▶ [What the exercise asks]: Find each line with "React" and copy it.

┄┄┄┄┄┄┄┄┄┄

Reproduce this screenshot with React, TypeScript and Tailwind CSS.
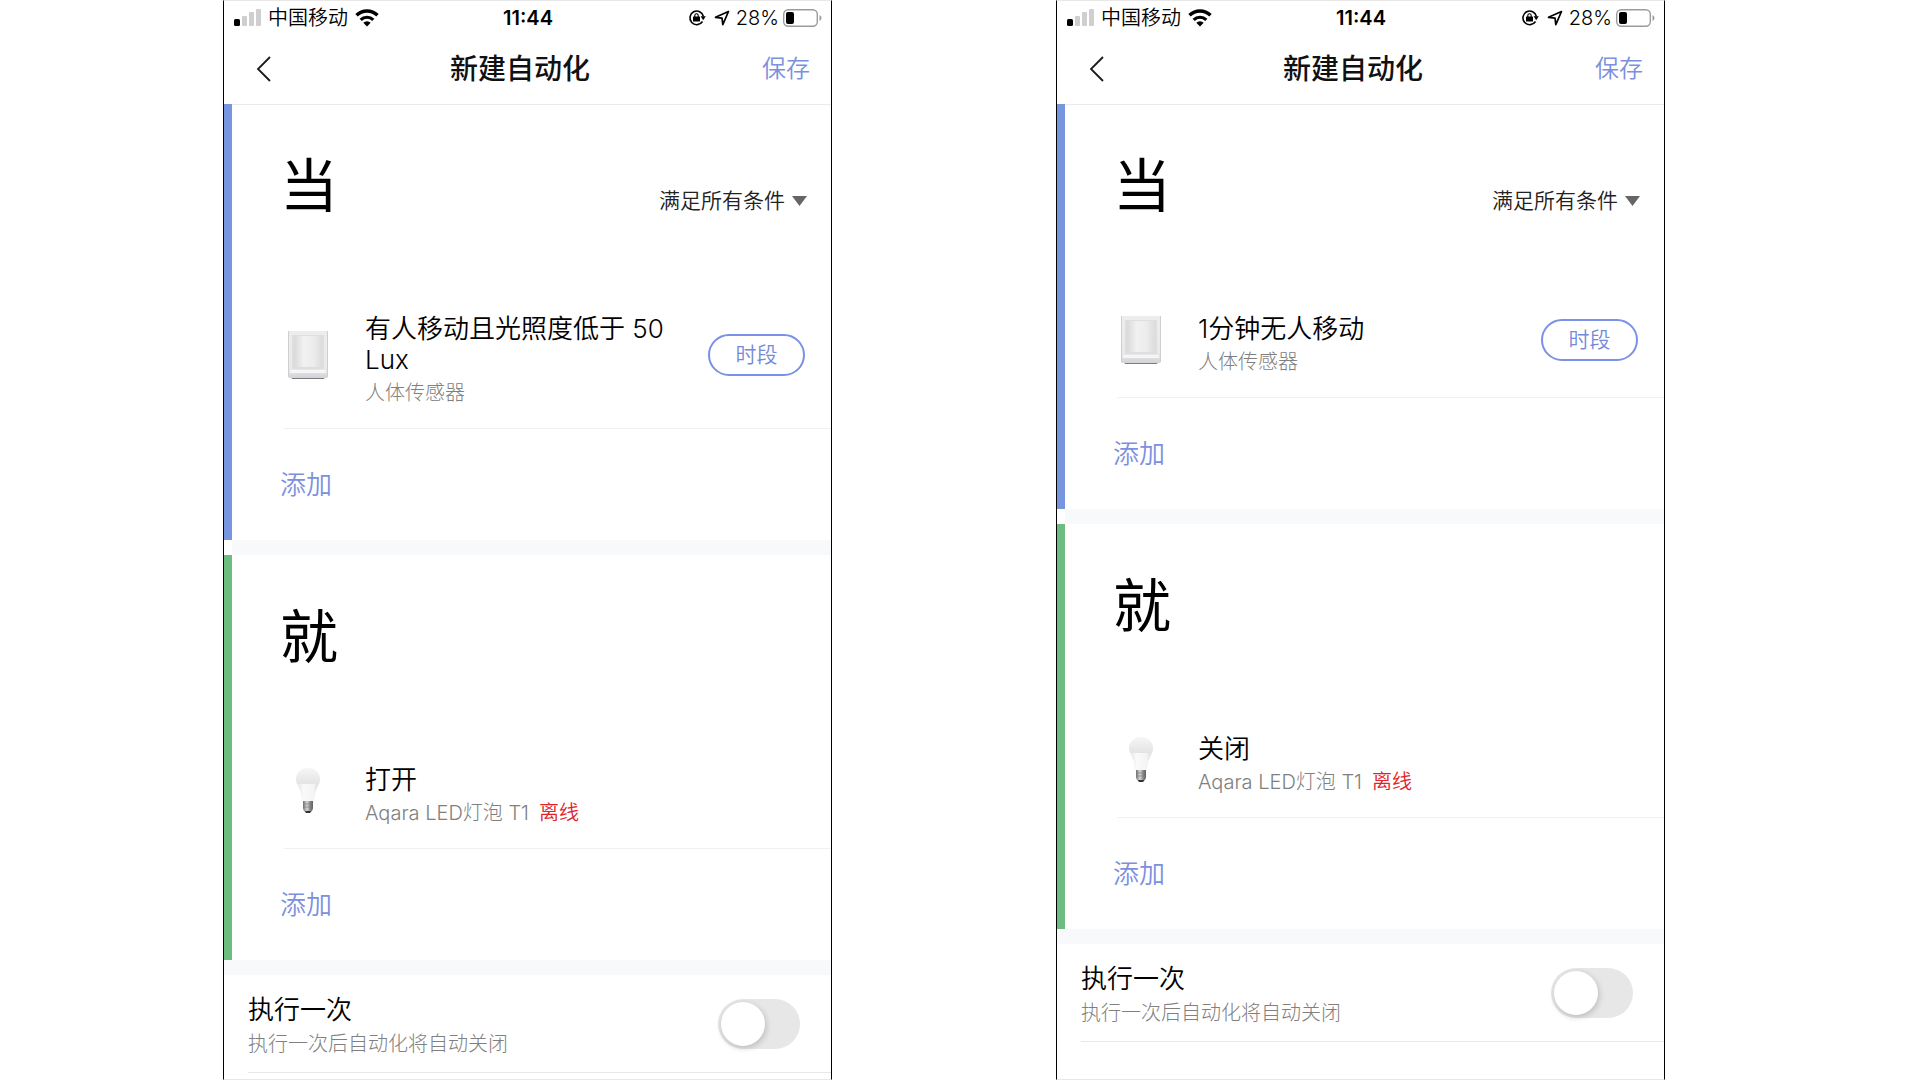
import React, { useId } from "react";

type Device = {
  kind: "sensor" | "bulb";
  title: string;
  name: string;
  offline?: boolean;
  period?: boolean;
};

type Automation = {
  when: Device;
  then: Device;
};

const automations: Automation[] = [
  {
    when: { kind: "sensor", title: "有人移动且光照度低于 50 Lux", name: "人体传感器", period: true },
    then: { kind: "bulb", title: "打开", name: "Aqara LED灯泡 T1", offline: true },
  },
  {
    when: { kind: "sensor", title: "1分钟无人移动", name: "人体传感器", period: true },
    then: { kind: "bulb", title: "关闭", name: "Aqara LED灯泡 T1", offline: true },
  },
];

function SensorIcon() {
  const id = useId();
  return (
    <svg viewBox="0 0 48 56" className="h-14 w-12 shrink-0" aria-hidden="true">
      <defs>
        <linearGradient id={`${id}f`} x1="0" x2="0" y1="0" y2="1">
          <stop offset="0" stopColor="#ededed" />
          <stop offset="0.8" stopColor="#e9e9eb" />
          <stop offset="1" stopColor="#d2d3d6" />
        </linearGradient>
        <linearGradient id={`${id}l`} x1="0" x2="1" y1="0" y2="0">
          <stop offset="0" stopColor="#d9d9d9" />
          <stop offset="0.35" stopColor="#f1f1f1" />
          <stop offset="0.7" stopColor="#ececec" />
          <stop offset="1" stopColor="#dcdcdc" />
        </linearGradient>
      </defs>
      <path d="M7 50h34l-1 2H8z" fill="#7c7c7e" />
      <path d="M4 4h40v45q0 2-2 2H6q-2 0-2-2z" fill={`url(#${id}f)`} />
      <path d="M4.5 4v46M43.5 4v46" stroke="#cfcfcf" fill="none" />
      <rect x="8" y="8" width="32" height="34" fill="#dedede" />
      <rect x="10" y="9" width="28" height="31" fill={`url(#${id}l)`} />
      <path d="M6 43h36v3H6z" fill="#f5f5f6" />
    </svg>
  );
}

function BulbIcon() {
  const id = useId();
  return (
    <svg viewBox="0 0 48 56" className="h-14 w-12 shrink-0" aria-hidden="true">
      <defs>
        <linearGradient id={`${id}g`} x1="0" x2="0" y1="0" y2="1">
          <stop offset="0" stopColor="#f6f6f6" />
          <stop offset="1" stopColor="#e3e3e3" />
        </linearGradient>
        <linearGradient id={`${id}b`} x1="0" x2="1" y1="0" y2="0">
          <stop offset="0" stopColor="#e4e4e4" />
          <stop offset="0.3" stopColor="#fafafa" />
          <stop offset="0.75" stopColor="#f4f4f4" />
          <stop offset="1" stopColor="#d8d8d8" />
        </linearGradient>
        <linearGradient id={`${id}s`} x1="0" x2="1" y1="0" y2="0">
          <stop offset="0" stopColor="#6f6f6f" />
          <stop offset="0.4" stopColor="#d8d8d8" />
          <stop offset="0.7" stopColor="#8a8a8a" />
          <stop offset="1" stopColor="#5c5c5c" />
        </linearGradient>
      </defs>
      <path d="M13 20q2 5 4 10l1 8h12l1-8q2-5 4-10z" fill={`url(#${id}b)`} />
      <path d="M12 16a12 11 0 0 1 24 0q0 3-1 5H13q-1-2-1-5z" fill={`url(#${id}g)`} />
      <path d="M19 38h10v7q0 2-2 4l-1 1h-4l-1-1q-2-2-2-4z" fill={`url(#${id}s)`} />
      <path d="M19 41h10M19 44h10" stroke="#777" strokeWidth="0.6" />
      <path d="M21 48h6l-1 2h-4z" fill="#333" />
    </svg>
  );
}

function StatusBar() {
  return (
    <div className="flex h-[33px] items-center pl-[10px] pr-[9px] text-[20px] leading-6 text-black">
      <div className="flex flex-1 items-center">
        <svg viewBox="0 0 28 17" className="h-[17px] w-7" aria-label="信号">
          <rect x="0" y="10" width="6" height="7" rx="1.5" fill="#000" />
          <rect x="8" y="7" width="5" height="10" rx="1" fill="#cfcfcf" />
          <rect x="15" y="3" width="5" height="14" rx="1" fill="#cfcfcf" />
          <rect x="22" y="0" width="5" height="17" rx="1" fill="#cfcfcf" />
        </svg>
        <span className="ml-[6px] font-[350]">中国移动</span>
        <svg viewBox="0 0 24 18" className="ml-[7px] h-[18px] w-6" aria-label="Wi-Fi">
          <path d="M1.5 6.3a15 15 0 0 1 21 0" fill="none" stroke="#000" strokeWidth="3.4" />
          <path d="M5.7 10.8a9 9 0 0 1 12.600 0" fill="none" stroke="#000" strokeWidth="3.2" />
          <path d="M12 17.5 8.3 13.8a5.300 5.300 0 0 1 7.400 0z" fill="#000" />
        </svg>
      </div>
      <span className="font-semibold">11:44</span>
      <div className="flex flex-1 items-center justify-end">
        <svg viewBox="0 0 18 18" className="h-[18px] w-[18px]" aria-hidden="true">
          <path d="M14.500 12.500a6.800 6.800 0 1 1 .9-5" fill="none" stroke="#000" strokeWidth="1.6" />
          <path d="M12.600 7.300h5.200l-2.600 4z" fill="#000" />
          <rect x="5" y="7.5" width="7" height="5" rx="0.6" fill="#000" />
          <path d="M6.800 8V6.500a1.700 1.700 0 0 1 3.400 0V8" fill="none" stroke="#000" strokeWidth="1.1" />
        </svg>
        <svg viewBox="0 0 16 16" className="ml-2 h-4 w-4" aria-hidden="true">
          <path
            d="M14.500 1.500 1.500 7.300l6.500.8.800 6.500z"
            fill="none"
            stroke="#000"
            strokeWidth="1.7"
            strokeLinejoin="round"
          />
        </svg>
        <span className="ml-[6px] font-light">28%</span>
        <svg viewBox="0 0 39 18" className="ml-1 h-[18px] w-[39px]" aria-label="电量">
          <rect x="0.7" y="0.7" width="33.6" height="16.6" rx="4.5" fill="none" stroke="#9b9b9b" strokeWidth="1.4" />
          <rect x="3" y="3" width="8" height="12" rx="2" fill="#000" />
          <path d="M36.500 6v6q2-1 2-3t-2-3z" fill="#9b9b9b" />
        </svg>
      </div>
    </div>
  );
}

function NavBar() {
  return (
    <header className="flex h-[70px] items-center justify-between pl-8 pr-[21px]">
      <button type="button" aria-label="返回" className="h-8 w-[22px]">
        <svg viewBox="0 0 22 32" className="h-8 w-[22px]" aria-hidden="true">
          <path d="M14 4 2 16l12 12" fill="none" stroke="#1a1a1a" strokeWidth="1.8" />
        </svg>
      </button>
      <h1 className="text-[28px] font-medium leading-9 text-[#111]">新建自动化</h1>
      <button type="button" className="text-[24px] font-[350] leading-8 text-[#7b90de]">
        保存
      </button>
    </header>
  );
}

function ConditionSelect() {
  return (
    <div className="relative mt-[35px]">
      <select
        aria-label="条件"
        className="appearance-none bg-transparent pr-[22px] text-[21px] font-[350] leading-7 text-[#222]"
      >
        <option>满足所有条件</option>
      </select>
      <svg
        viewBox="0 0 15 10"
        className="pointer-events-none absolute right-0 top-[9px] h-[10px] w-[15px]"
        aria-hidden="true"
      >
        <path d="M0 0h15L7.500 10z" fill="#666" />
      </svg>
    </div>
  );
}

function DeviceRow({ kind, title, name, offline, period }: Device) {
  return (
    <div className="ml-1 flex items-center border-b border-[#f1f1f2] py-[21px] pr-[26px]">
      {kind === "sensor" ? <SensorIcon /> : <BulbIcon />}
      <div className="ml-[33px] flex-1 pt-[10px]">
        <p className="text-[26px] font-[350] leading-[31px] text-black">{title}</p>
        <p className="mt-1 text-[20px] font-light leading-7 text-[#808080]">
          {name}
          {offline && <span className="ml-[10px] font-[350] text-[#e0222a]">离线</span>}
        </p>
      </div>
      {period && (
        <button
          type="button"
          className="ml-6 h-[42px] w-[97px] rounded-full border-2 border-[#7b91e6] text-[21px] font-[350] leading-7 text-[#7489d8]"
        >
          时段
        </button>
      )}
    </div>
  );
}

type SectionProps = {
  label: string;
  bar: string;
  line: string;
  device: Device;
  children?: React.ReactNode;
};

function Section({ label, bar, line, device, children }: SectionProps) {
  return (
    <section className="flex">
      <div className={`w-2 shrink-0 ${bar}`} />
      <div className={`flex-1 border-t pl-12 ${line}`}>
        <div className="flex items-start justify-between pb-[62px] pr-6 pt-[47px]">
          <h2 className="text-[58px] leading-[68px] text-black">{label}</h2>
          {children}
        </div>
        <DeviceRow {...device} />
        <div className="flex h-[111px] items-center">
          <button type="button" className="text-[26px] font-[350] leading-8 text-[#7b90de]">
            添加
          </button>
        </div>
      </div>
    </section>
  );
}

function RunOnce() {
  const id = useId();
  return (
    <div className="pl-6">
      <div className="flex h-[98px] items-center justify-between border-b border-[#e8e8e8] pr-[31px]">
        <label htmlFor={id} className="pt-1">
          <span className="block text-[26px] font-[350] leading-8 text-black">执行一次</span>
          <span className="mt-1 block text-[20px] font-light leading-7 text-[#808080]">
            执行一次后自动化将自动关闭
          </span>
        </label>
        <input
          id={id}
          type="checkbox"
          role="switch"
          className="flex h-[50px] w-[82px] appearance-none items-center rounded-full bg-[#e7e7e7] pl-[3px] before:h-11 before:w-11 before:rounded-full before:bg-white before:shadow-[1px_2px_6px_rgba(0,0,0,0.2)] checked:justify-end checked:bg-[#7b91e6] checked:pr-[3px]"
        />
      </div>
    </div>
  );
}

function Phone({ automation }: { automation: Automation }) {
  return (
    <article className="min-h-screen flex-1 border-x border-y border-x-black border-y-[#e8e8e8] bg-white">
      <StatusBar />
      <NavBar />
      <Section label="当" bar="bg-[#7895e0]" line="border-[#ebebeb]" device={automation.when}>
        <ConditionSelect />
      </Section>
      <div className="ml-2 h-[15px] bg-[#f8f9fb]" />
      <Section label="就" bar="bg-[#6dbd81]" line="border-transparent" device={automation.then} />
      <div className="h-[15px] bg-[#f8f9fb]" />
      <RunOnce />
    </article>
  );
}

export default function App() {
  return (
    <main className="flex min-h-screen gap-56 bg-white pl-[223px] pr-[255px] font-['Inter','Noto_Sans_CJK_SC',sans-serif]">
      {automations.map((automation) => (
        <Phone key={automation.when.title} automation={automation} />
      ))}
    </main>
  );
}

┄┄┄┄┄┄┄┄┄┄

▶ [Result for this exercise]:
Reproduce this screenshot with React, TypeScript and Tailwind CSS.
import React, { useId } from "react";
  children?: React.ReactNode;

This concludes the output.